The world’s population is expected to reach 9 billion by 2050, and the UF community is gathering on campus today to save it.

To address the issue of increasing world population, Challenge 2050, a UF College of Agricultural and Life Sciences program, will host One World today in the University Auditorium to bring students and professionals together to discuss solutions.

Five individual students and one four-student team will present their ideas on how to solve global resource problems. Jenn Wert, Challenge 2050 coordinator for partnerships and creative initiatives, said the ideas include a water purification device and a shoe that collects electricity to power devices.

The presenters were selected from about 80 others by video submissions explaining their ideas. Those selected won $500, and one will win an additional $1,500 after the presentations, Wert said.

Cameron Outlaw, a 21-year-old UF political science senior, is one of the six chosen.

He is proposing a website called “One Solution,” where people from around the world can connect.

On the site, people can submit posts about problems they face and solutions they found.
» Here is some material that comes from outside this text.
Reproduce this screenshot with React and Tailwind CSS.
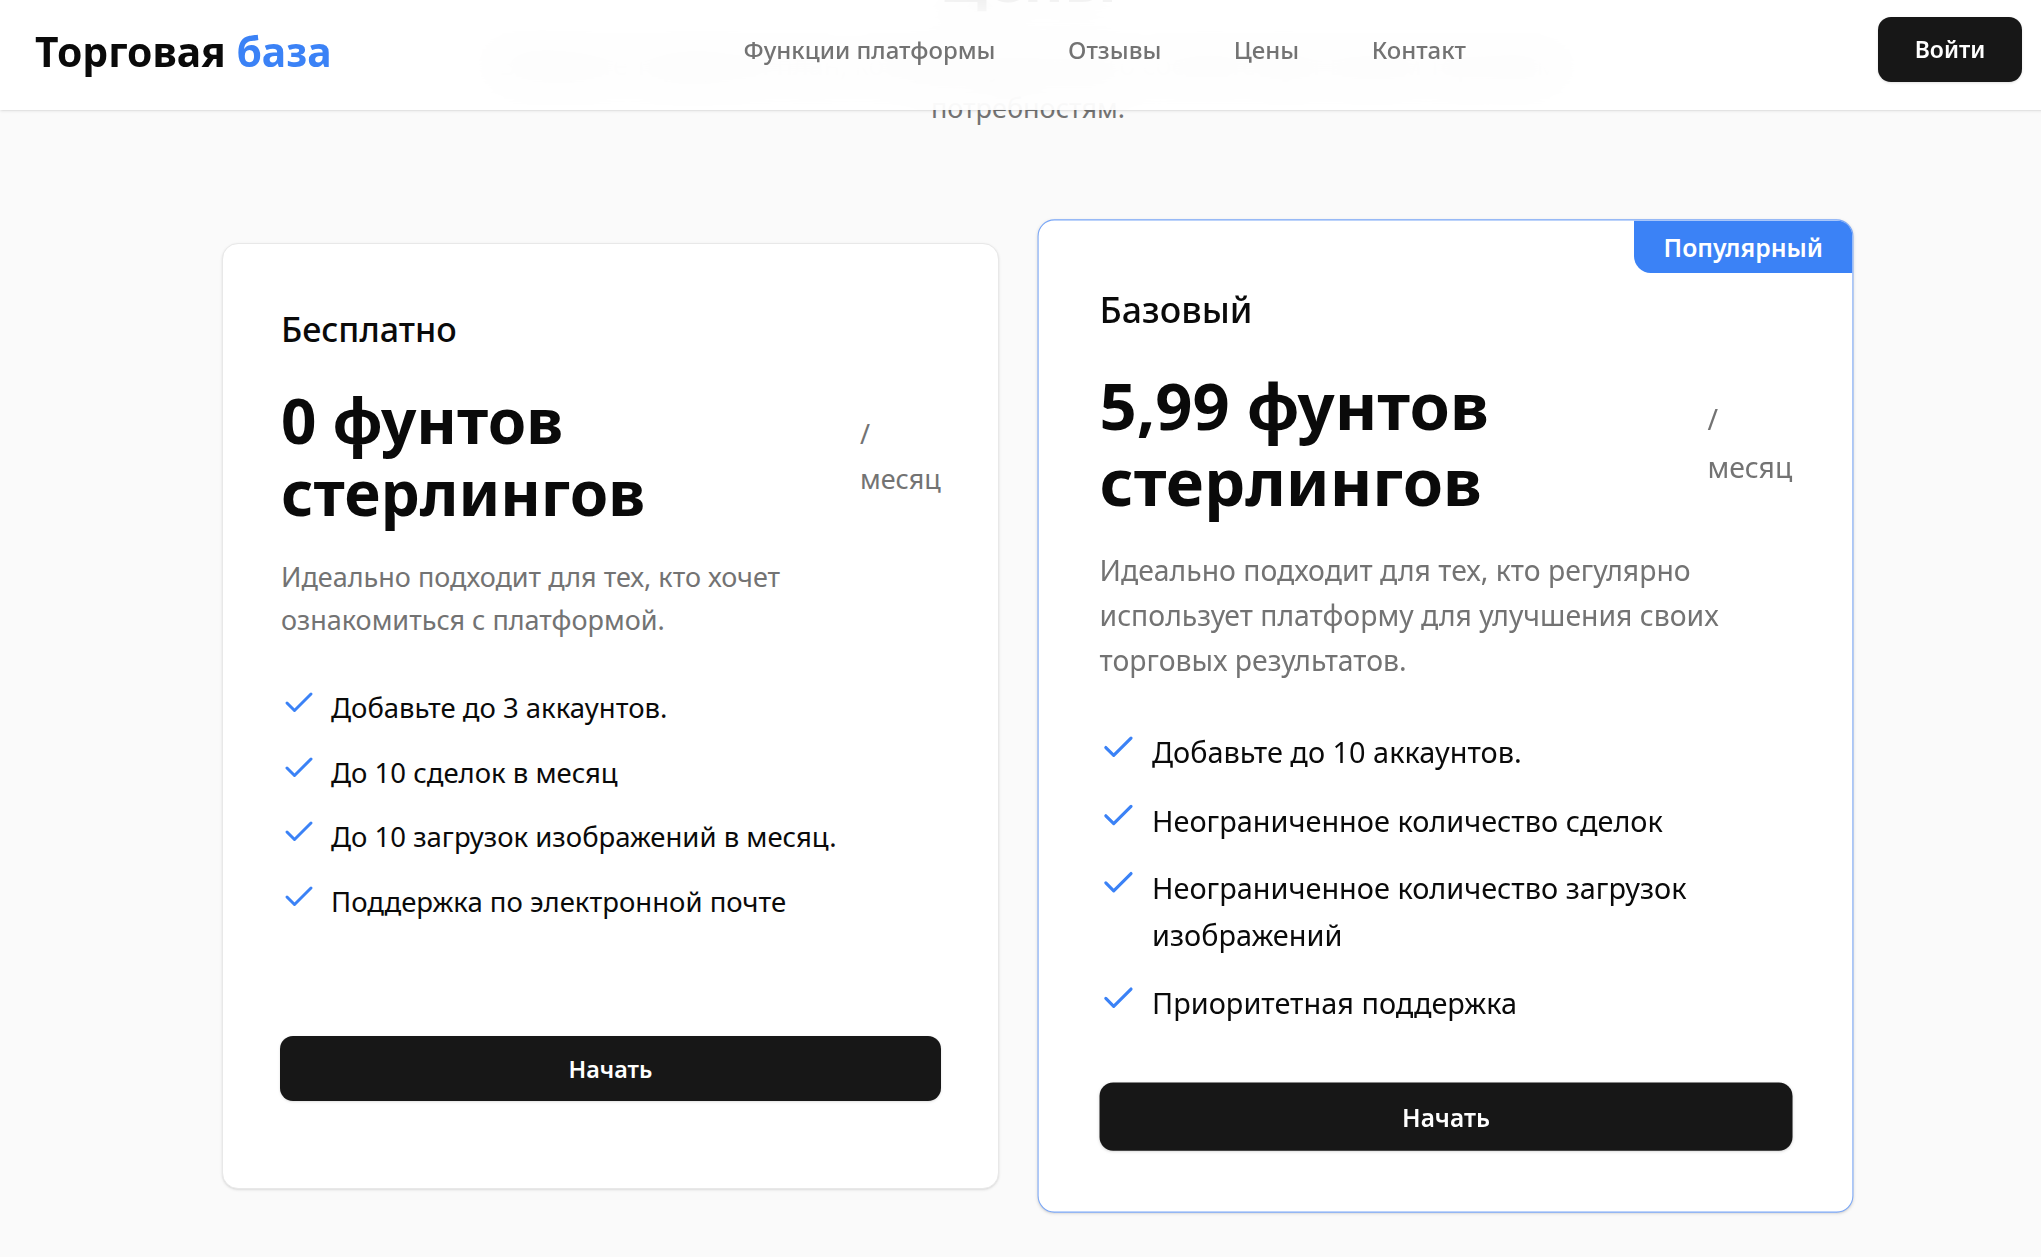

The users would be connected by keywords in their posts.

Outlaw said he wants to make people feel inspired and empowered.

“It’s really cool and kind of nerve-racking,” Outlaw said.

Registration is free, open to the public and can be completed from the event’s website. It is funded by $10,000 from Syngenta, a Swiss company that produces seeds and agricultural chemicals, and about 400 people are expected to come, Wert said.

Wert said those who attend will discuss future problems and solutions within groups of people from different disciplines. It brings undergraduate students into a discussion usually reserved for graduates and professionals.

“Our hope of One World is really to showcase the genius of our students, because they’re absolutely amazing,” she said. “Just because someone is 18 doesn’t mean that their perspectives are less valid.”